In the Iraqi city of Mosul, recalls General Burkhard, jihadists being tracked by French forces would resort to subterfuge to avoid aerial surveillance. Now it is French forces that have to contend with a cheap drone capable of detecting a tank, he says, and weapons of “extreme precision” that can destroy it.

“We see a form of transparency on the battlefield,” he says, “an ability to see almost everywhere.” Armies have to learn to reduce their electronic emissions and to stay on the move. Command posts not only have to be disguised, but must mask the traffic moving in and out. All of this requires a change in habits and mentality, says the general.

If lethality depends increasingly on technology, yet modern war is also waged on a grand scale, with massive consumption of ammunition and high rates of attrition, then how do medium-sized armies balance between quality and quantity?

The priority, says General Burkhard, is integrating platforms together: “We have to be able to have five drones in the air linked to an artillery battery, three missile-launchers, a tank and in fact, have enough agility to decide what we want to do with what we see.” Having lots of things is useless if they cannot talk to each other. “Coherence…must precede mass.”

That requires ubiquitous connectivity. General Burkhard gives the Starlink constellation of thousands of satellites used by Ukraine as an example of the highly resilient networks that armies will rely on. Ships, aeroplanes and ground vehicles will need to create a “bubble” of communications over a given area—a sort of military Wi-Fi. And they will also need to be able to cope without it, he warns.

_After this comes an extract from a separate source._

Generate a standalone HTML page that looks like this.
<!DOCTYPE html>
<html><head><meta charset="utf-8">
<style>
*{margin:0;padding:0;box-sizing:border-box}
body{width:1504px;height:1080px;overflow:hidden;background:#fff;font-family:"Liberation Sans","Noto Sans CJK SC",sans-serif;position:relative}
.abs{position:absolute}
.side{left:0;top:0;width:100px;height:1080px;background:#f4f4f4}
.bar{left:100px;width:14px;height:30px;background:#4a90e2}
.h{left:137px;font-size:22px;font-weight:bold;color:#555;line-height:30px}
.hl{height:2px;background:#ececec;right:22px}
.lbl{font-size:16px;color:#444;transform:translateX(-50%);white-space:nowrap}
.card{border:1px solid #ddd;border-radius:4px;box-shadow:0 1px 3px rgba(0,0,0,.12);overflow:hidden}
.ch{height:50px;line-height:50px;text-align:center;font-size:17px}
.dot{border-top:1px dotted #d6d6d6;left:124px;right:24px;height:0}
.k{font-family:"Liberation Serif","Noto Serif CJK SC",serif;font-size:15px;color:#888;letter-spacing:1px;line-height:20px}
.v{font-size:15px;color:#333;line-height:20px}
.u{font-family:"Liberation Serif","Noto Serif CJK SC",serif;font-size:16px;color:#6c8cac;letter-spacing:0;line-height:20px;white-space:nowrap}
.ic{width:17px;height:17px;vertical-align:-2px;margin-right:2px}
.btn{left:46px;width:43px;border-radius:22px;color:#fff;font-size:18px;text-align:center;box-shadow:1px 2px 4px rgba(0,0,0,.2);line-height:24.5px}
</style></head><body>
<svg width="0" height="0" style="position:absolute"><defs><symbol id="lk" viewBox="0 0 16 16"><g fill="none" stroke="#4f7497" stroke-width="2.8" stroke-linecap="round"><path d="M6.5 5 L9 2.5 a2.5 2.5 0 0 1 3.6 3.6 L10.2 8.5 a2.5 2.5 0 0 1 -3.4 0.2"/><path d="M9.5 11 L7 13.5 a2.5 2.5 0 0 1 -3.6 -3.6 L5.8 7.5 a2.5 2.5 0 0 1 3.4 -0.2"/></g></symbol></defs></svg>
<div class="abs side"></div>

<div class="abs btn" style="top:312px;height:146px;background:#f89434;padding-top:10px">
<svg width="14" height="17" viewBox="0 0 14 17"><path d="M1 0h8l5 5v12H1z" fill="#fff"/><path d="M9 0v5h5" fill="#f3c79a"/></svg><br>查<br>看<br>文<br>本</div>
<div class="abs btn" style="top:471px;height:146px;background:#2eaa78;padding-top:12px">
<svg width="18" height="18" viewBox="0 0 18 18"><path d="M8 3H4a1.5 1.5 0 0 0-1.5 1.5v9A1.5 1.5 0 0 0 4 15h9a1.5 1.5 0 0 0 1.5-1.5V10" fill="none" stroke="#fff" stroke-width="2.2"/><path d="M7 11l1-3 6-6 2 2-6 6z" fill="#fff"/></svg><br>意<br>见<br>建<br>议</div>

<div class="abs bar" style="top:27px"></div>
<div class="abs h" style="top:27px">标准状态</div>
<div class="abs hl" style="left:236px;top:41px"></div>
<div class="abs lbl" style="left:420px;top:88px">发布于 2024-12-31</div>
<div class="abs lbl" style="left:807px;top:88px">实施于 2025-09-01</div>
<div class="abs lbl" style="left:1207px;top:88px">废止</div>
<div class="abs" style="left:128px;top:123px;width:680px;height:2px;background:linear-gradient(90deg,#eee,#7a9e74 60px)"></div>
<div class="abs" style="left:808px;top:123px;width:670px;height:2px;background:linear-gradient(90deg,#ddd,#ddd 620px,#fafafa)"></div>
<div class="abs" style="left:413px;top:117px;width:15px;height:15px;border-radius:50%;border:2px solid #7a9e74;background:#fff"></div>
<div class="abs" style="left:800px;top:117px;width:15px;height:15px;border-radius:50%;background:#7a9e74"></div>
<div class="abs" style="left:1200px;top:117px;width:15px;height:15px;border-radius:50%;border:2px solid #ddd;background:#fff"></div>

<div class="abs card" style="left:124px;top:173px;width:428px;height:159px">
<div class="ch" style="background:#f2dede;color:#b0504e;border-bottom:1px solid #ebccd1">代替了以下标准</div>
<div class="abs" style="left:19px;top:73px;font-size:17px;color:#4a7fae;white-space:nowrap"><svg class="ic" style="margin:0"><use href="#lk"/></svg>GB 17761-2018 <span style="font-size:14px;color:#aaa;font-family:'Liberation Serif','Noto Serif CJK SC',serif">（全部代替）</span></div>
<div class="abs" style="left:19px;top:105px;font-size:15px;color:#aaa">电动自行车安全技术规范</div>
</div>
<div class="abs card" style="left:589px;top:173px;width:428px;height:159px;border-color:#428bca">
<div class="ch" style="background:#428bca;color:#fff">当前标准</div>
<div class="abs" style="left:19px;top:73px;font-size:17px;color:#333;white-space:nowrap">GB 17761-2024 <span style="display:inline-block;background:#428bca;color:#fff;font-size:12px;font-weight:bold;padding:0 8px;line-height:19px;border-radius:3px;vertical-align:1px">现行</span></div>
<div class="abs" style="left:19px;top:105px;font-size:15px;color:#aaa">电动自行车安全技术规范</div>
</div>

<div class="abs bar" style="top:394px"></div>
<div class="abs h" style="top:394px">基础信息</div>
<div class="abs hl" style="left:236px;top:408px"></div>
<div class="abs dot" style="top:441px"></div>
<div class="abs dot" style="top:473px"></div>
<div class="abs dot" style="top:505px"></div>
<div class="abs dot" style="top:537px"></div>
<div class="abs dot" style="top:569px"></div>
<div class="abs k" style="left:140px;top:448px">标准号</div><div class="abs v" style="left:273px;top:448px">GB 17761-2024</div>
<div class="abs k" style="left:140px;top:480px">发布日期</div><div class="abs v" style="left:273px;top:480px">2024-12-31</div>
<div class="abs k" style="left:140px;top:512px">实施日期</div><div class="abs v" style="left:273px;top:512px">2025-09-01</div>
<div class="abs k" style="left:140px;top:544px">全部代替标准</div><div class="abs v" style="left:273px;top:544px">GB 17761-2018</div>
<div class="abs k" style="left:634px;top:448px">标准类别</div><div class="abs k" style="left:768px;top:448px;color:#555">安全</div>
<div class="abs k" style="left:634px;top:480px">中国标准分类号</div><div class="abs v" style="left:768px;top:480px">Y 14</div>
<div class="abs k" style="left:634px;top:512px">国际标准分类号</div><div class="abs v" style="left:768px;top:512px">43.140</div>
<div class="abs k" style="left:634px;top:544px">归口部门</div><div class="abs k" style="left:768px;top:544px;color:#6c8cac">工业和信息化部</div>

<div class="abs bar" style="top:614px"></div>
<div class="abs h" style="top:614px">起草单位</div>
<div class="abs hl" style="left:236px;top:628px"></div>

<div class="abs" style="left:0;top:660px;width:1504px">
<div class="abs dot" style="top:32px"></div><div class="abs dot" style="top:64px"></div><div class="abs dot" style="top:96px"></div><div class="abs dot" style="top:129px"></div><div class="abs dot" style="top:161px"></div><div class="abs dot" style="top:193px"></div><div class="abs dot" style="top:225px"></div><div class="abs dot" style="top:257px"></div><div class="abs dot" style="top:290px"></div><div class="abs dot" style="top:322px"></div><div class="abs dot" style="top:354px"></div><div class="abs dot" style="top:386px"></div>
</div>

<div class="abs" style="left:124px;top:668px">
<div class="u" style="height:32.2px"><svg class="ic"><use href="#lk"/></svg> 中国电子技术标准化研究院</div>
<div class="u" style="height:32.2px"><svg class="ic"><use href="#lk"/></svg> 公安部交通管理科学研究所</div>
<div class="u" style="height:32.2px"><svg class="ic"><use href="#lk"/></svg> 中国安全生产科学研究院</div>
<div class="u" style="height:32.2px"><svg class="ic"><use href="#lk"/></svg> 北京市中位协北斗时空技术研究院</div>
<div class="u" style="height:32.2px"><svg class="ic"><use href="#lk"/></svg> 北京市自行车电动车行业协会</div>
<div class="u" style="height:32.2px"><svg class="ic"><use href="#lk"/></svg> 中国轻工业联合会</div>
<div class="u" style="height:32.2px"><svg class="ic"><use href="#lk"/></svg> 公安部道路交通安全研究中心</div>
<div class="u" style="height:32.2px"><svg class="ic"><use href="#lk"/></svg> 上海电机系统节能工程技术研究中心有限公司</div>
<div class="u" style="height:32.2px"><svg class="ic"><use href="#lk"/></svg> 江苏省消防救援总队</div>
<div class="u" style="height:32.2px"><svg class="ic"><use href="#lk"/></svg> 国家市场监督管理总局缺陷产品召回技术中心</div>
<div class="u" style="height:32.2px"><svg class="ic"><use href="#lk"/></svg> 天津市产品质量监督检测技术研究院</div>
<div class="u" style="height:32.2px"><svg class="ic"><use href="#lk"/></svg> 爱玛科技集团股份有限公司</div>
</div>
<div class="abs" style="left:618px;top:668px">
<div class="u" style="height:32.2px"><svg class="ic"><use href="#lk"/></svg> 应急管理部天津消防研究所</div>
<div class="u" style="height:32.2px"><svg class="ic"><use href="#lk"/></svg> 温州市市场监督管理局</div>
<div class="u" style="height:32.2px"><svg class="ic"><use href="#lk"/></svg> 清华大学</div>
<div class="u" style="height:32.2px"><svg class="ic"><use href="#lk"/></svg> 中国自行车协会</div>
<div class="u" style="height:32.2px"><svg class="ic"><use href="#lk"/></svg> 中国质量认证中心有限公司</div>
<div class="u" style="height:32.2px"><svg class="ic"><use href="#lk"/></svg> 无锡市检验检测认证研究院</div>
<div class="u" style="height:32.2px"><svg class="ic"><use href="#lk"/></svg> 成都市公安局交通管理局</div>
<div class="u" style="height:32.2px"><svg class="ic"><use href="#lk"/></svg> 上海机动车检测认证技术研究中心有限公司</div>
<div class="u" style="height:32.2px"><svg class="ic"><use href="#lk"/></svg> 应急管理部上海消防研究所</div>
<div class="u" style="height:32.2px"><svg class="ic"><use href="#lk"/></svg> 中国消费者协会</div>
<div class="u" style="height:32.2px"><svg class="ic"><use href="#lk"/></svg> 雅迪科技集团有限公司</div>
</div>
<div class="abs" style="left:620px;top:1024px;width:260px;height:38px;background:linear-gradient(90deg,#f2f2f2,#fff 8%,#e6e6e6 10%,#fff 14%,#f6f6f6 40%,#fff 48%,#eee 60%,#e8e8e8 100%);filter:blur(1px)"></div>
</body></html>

“We can no longer hope to have permanent superiority in all areas,” he argues, pointing out that neither Russia nor Ukraine has managed to gain air superiority. “Superiority in terms of permanent connectivity…is also an illusion.”

To what extent does France have the means to achieve these objectives? Parliament is currently examining a military budget for 2024-2030 worth €413bn ($446bn), a hefty 40 per cent increase in nominal terms on the budget for 2019-2025. Under Mr Macron, this should enable France to meet its nato commitment to spend 2 per cent of GDP on defence. The new budget is clearly shaped by the war on Ukraine, which is mentioned 14 times in the relevant bill. France will modernise its nuclear deterrent, build a new-generation nuclear-powered aircraft-carrier and add 109 Caesar howitzers, 3,000 drones and more.

Paradoxically, however, France has scaled back the acquisition of some extra kit. The air force will get 48 fewer new Rafale fighter jets than previously planned, and 15 fewer a400m transport aircraft; the army will get 497 fewer Griffon and Jaguar armoured vehicles.

“Because we are trying to do everything at the same time, we are sprinkling rather than defining priorities,” said Hélène Conway-Mouret, a Socialist senator on the armed-forces committee.

The new budget, retorts the general, “takes us in the right direction”, even if its full effects will not be felt until 2030. He argues that critics of the plan have failed to understand the importance of capable forces rather than sizeable ones. The number of tanks, ships and planes is not growing as fast as it might, he insists, precisely because of the priority given to “coherence”.

“It’s important that if you buy a tank, you have men trained on it, who have ammunition to train and spare parts to go in the field with it.” There is no point, General Burkhard says, in having “an army that is ready to parade on Bastille Day, but is not ready to go to war.”